Les Tournesols sauvages de Jaime Rosales, ou l’histoire de Julia en trois chapitres, dont l’écriture de son héroïne est délaissée au profit de portraits masculins pluriels. Que penser de ce choix périlleux ?
Les Tournesols sauvages est le septième long métrage de Jaime Rosales. Habitué des thrillers (Las horas del día), des drames (Un tir dans la tête) et des chroniques sociales engagées (La Belle jeunesse), il revient cette fois-ci avec une véritable odyssée sentimentale.
“À Barcelone, Julia, 22 ans, élevant seule ses deux enfants, rêve de liberté et d’émancipation. Comme un tournesol suivant sans relâche la lumière, elle part chercher le soleil sous d’autres horizons. Lorsque le hasard remet sur son chemin deux hommes qu’elle a connus par le passé, la voilà confrontée à des émotions contraires.”
Masculin féminin
Il est maintenant courant de voir des réalisateurs hommes dessiner des portraits complexes et vraisemblables de personnages féminins. La filmographie de Pedro Almodóvar peut en témoigner. Toujours en Espagne, Jonás Trueba s’est fait récemment remarquer pour son très joli portrait de femme émancipée avec Eva en août (2019). Le male-gaze, terme péjoratif désignant l’homme qui filme la femme pour imager ses propres désirs et fantasmes, n’est donc pas inhérent au genre. Mais il guette toujours…
Avec La soledad (2007), Jaime Rosales suivait déjà le drame superposé de deux femmes. Gagnant surprise des Goya (les César espagnol) du meilleur réalisateur et meilleur film, il avait alors eu la justesse de se concentrer sur les personnages féminins et de suivre leurs difficultés quotidiennes. Toujours à la recherche d’expérimentation nouvelle, il refuse de réitérer cette structure pour Les Tournesols sauvages.
Des personnages archétypaux sans relief
Au travers de trois chapitres, nous découvrons la vie de Julia (Anna Castillo), mère célibataire de deux enfants, par le prisme de ses histoires d’amour. En quête de stabilité et d’une figure paternelle, elle est prête à organiser sa vie en fonction de son partenaire. Quitter Barcelone pour Melilla, changer de travail et s’adapter encore et encore en espérant que le soleil brille plus ailleurs. Une question demeure : peut-on filmer l’accomplissement d’une femme uniquement par ses relations amoureuses ?

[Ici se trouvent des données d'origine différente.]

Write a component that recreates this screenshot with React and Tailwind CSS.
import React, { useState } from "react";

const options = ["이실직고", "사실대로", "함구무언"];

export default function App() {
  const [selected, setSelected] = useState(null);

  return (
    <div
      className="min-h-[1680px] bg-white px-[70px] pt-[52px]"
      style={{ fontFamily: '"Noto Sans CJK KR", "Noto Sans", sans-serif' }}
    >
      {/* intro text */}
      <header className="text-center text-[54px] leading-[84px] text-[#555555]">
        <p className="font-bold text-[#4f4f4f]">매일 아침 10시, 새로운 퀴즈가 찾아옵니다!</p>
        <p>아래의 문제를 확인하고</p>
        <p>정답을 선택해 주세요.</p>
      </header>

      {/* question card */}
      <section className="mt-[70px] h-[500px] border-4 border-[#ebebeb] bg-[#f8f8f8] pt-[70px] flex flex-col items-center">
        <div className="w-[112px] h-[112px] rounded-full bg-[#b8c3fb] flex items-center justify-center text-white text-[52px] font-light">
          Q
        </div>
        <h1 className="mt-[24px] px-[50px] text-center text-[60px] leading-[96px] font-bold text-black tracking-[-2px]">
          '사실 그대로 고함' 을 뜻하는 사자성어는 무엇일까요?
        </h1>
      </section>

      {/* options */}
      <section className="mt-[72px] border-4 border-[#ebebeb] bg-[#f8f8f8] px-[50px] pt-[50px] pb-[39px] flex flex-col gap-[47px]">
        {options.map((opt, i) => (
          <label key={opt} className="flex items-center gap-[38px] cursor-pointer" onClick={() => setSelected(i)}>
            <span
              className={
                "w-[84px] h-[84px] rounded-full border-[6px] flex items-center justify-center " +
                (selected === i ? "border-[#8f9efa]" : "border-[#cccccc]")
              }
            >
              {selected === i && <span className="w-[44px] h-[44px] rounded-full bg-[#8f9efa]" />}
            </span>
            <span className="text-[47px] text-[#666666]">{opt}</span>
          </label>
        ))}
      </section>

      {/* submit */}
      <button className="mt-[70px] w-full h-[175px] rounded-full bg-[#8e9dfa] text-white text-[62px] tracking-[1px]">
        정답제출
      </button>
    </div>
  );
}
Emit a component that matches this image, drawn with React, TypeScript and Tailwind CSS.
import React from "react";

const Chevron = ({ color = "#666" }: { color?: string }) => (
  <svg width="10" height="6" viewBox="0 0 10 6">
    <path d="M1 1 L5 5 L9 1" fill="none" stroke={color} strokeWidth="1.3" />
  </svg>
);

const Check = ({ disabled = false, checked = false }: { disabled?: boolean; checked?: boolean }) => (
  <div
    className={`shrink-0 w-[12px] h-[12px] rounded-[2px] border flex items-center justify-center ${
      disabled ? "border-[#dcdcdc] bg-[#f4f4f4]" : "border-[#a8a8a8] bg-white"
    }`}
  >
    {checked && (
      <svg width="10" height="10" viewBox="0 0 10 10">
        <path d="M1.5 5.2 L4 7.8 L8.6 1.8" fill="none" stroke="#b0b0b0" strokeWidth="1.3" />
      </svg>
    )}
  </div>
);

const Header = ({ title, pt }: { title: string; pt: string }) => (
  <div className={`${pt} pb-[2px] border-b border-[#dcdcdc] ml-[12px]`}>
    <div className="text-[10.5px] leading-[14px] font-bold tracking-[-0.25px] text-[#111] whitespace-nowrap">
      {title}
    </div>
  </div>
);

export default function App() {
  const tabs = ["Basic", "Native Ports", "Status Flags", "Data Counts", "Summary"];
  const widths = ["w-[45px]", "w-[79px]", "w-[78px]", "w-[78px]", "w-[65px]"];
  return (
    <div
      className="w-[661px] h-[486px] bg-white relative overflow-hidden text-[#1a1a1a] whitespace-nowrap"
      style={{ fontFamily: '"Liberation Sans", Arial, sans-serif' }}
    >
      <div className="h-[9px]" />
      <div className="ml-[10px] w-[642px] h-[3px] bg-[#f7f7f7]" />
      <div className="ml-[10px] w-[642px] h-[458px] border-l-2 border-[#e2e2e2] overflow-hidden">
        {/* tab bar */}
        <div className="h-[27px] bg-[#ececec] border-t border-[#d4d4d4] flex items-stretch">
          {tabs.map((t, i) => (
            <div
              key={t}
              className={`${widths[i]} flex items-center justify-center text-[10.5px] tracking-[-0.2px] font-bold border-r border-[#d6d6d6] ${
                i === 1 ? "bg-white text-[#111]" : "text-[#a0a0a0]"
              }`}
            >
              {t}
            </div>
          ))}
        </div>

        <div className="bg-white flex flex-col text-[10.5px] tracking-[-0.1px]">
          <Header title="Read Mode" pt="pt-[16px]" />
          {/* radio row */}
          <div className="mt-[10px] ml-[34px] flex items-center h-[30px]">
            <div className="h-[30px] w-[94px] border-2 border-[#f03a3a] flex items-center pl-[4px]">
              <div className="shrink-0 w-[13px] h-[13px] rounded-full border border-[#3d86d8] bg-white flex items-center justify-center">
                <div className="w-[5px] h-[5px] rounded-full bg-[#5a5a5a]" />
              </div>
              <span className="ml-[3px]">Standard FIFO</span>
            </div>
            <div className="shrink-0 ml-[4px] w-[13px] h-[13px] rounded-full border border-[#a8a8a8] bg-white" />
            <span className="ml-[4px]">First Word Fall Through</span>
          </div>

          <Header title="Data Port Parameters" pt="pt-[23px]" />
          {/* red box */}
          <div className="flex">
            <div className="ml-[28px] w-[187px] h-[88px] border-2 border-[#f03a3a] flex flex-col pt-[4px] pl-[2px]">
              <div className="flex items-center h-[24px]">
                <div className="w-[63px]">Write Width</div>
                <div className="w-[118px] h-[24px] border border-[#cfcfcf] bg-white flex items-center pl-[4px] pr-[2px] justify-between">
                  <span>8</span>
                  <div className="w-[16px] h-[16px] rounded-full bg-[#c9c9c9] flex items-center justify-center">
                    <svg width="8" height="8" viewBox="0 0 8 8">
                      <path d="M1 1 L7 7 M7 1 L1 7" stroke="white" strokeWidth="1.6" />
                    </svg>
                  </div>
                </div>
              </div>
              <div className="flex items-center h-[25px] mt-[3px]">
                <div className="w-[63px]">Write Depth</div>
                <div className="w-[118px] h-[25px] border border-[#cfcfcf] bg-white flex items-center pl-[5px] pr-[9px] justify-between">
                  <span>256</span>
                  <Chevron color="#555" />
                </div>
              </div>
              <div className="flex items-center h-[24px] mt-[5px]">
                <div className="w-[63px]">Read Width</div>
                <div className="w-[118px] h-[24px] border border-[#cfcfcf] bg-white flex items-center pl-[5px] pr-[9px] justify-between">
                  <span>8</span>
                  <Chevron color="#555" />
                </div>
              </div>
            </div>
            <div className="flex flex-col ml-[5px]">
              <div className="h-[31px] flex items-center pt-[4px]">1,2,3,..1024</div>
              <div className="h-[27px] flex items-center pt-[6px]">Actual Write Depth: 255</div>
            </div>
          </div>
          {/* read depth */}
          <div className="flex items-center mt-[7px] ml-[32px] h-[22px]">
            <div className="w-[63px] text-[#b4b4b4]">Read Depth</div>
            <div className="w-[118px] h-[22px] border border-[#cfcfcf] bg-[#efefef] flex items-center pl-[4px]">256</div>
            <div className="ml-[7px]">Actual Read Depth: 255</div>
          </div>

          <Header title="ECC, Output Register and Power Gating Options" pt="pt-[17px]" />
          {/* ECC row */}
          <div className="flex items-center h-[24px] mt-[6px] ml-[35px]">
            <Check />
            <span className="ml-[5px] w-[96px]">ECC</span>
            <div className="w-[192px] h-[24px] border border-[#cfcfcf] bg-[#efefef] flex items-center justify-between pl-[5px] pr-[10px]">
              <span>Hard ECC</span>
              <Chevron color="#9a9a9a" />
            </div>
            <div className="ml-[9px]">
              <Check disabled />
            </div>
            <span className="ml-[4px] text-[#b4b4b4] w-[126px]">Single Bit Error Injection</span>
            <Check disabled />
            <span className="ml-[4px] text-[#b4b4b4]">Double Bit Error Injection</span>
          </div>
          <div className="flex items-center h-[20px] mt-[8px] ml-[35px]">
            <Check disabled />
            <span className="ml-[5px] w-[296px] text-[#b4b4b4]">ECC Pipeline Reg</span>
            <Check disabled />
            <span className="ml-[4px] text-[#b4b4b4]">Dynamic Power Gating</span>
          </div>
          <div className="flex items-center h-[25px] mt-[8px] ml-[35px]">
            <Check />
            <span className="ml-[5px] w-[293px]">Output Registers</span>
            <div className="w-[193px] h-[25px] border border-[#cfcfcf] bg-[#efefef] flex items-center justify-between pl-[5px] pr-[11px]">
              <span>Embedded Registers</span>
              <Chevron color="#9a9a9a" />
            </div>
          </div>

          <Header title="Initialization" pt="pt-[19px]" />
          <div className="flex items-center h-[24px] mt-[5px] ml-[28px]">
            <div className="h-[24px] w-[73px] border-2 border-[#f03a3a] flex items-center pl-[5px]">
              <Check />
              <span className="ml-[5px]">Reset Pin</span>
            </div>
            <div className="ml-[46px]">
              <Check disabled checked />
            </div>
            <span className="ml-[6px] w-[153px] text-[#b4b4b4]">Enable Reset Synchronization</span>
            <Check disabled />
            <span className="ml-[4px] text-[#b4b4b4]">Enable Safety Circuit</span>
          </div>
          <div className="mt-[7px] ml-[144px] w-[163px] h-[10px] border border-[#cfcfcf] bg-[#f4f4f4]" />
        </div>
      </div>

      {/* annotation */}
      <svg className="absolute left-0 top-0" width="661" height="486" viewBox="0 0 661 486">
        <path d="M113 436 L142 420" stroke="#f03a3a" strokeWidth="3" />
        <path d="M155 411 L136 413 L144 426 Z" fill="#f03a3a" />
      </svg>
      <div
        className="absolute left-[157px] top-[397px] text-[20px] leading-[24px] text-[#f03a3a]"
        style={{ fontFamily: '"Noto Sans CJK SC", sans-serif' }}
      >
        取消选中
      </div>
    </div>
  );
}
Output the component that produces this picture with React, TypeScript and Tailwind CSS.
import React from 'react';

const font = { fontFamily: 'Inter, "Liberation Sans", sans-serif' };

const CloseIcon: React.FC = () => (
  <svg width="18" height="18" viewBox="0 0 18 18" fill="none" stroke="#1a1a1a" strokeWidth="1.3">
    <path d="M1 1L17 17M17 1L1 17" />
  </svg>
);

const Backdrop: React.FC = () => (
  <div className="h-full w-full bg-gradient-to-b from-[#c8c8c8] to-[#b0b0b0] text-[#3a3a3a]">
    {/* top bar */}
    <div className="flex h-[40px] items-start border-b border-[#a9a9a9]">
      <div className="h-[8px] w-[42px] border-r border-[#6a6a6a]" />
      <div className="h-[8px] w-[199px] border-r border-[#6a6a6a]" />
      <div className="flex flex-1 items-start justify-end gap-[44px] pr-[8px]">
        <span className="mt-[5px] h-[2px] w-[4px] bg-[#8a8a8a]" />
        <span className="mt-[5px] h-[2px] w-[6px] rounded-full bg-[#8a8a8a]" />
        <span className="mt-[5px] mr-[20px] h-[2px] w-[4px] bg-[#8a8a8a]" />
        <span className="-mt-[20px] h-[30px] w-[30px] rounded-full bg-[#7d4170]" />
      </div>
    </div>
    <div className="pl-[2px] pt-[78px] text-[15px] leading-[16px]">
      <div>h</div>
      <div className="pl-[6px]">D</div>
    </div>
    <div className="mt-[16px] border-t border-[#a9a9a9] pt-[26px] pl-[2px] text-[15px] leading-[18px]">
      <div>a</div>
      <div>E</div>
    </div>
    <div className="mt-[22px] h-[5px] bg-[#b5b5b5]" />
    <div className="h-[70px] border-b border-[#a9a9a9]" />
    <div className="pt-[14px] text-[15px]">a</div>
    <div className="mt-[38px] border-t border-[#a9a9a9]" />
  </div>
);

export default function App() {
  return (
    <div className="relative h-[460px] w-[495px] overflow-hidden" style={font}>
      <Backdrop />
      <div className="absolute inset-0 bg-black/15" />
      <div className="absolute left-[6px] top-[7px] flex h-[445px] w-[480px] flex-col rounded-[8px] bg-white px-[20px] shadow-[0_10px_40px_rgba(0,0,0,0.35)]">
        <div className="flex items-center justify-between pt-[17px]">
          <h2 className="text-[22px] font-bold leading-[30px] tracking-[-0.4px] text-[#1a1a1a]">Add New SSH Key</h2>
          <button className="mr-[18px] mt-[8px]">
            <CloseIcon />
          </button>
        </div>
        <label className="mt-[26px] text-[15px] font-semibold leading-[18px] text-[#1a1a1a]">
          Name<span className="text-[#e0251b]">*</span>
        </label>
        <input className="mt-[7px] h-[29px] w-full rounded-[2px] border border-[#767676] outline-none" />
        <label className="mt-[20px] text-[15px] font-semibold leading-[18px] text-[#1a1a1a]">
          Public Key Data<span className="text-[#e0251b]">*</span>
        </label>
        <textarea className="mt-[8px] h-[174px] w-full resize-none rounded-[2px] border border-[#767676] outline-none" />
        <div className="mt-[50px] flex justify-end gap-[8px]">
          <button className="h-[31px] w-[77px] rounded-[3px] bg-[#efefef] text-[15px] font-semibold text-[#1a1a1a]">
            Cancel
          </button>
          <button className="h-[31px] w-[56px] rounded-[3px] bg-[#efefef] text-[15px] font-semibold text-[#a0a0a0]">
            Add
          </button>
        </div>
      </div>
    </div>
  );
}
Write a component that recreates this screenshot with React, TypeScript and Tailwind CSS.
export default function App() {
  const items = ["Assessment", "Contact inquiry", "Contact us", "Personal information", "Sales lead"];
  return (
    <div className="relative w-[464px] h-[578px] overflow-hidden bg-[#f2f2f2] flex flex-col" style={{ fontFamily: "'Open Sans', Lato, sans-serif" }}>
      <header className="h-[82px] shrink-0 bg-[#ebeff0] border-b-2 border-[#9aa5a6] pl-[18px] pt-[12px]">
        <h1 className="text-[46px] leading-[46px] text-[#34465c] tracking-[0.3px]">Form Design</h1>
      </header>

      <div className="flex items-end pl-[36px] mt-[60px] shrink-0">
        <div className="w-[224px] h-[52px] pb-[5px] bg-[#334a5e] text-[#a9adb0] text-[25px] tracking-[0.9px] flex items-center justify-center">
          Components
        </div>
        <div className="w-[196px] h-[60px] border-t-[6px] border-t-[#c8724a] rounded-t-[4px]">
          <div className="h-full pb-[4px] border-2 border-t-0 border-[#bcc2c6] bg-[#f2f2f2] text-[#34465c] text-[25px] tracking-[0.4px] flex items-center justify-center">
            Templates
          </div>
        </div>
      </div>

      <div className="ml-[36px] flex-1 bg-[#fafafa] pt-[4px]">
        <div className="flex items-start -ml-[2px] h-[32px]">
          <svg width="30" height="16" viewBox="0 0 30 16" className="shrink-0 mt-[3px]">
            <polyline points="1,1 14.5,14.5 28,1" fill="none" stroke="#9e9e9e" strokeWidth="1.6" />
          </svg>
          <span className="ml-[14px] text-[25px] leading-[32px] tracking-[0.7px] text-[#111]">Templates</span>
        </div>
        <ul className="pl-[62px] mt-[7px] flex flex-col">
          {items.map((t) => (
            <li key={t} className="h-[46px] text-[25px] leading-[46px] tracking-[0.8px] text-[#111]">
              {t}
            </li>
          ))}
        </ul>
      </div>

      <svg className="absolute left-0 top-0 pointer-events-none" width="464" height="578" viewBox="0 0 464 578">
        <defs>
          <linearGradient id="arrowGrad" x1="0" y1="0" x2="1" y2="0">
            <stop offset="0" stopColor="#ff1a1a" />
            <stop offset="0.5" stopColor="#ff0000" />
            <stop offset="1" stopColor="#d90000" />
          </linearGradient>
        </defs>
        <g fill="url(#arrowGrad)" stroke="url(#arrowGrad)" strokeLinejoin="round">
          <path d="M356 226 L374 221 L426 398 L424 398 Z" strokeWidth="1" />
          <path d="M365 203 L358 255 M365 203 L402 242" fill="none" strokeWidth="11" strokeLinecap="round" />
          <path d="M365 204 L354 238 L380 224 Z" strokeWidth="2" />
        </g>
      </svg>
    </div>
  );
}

Trois prénoms masculins scandent ainsi le récit : Oscar (Oriol Pla) dont l’excès de rage finit par exploser, Marcos (Ouim Avila), le militaire défaillant et Alex (Luis Marquès), tristement fade, mais qui a le mérite de lui apporter un équilibre. « L’éducation sentimentale » de Julia est alors bien maigre tant elle est composée de personnages clichés qui amoindrissent la réflexion et limitent « l’apprentissage » que lui auraient apporté ses relations passées. Quant à Julia, nous n’en savons jamais plus sur elle. Quid de ses projets, ses rêves, sa famille, ses amies ? Et les nombreuses ellipses temporelles ne nous aident pas à s’attacher à elle. À peine commençons-nous à la cerner, que des semaines puis des mois passent et un nouvel archétype fait son apparition. Pas de chance.
Ce n’est donc pas avec Les Tournesols sauvages que nous retrouverons un portrait de femme authentique comme Eva en août. Et pour cause, ce projet ne nourrissait pas cette ambition. Dans une citation étonnante, voire carrément réac, Jaime Rosales s’exprime : « A l’heure où la place de la femme et son émancipation occupent une place dominante dans les discours, montrer ce contre-exemple d’une amoureuse qui a toujours besoin d’un homme à ses côtés m’interpellait ». Des millénaires d’histoire illustrent son « contre-exemple » mais les années post #MeToo lui ont suffi pour rétropédaler.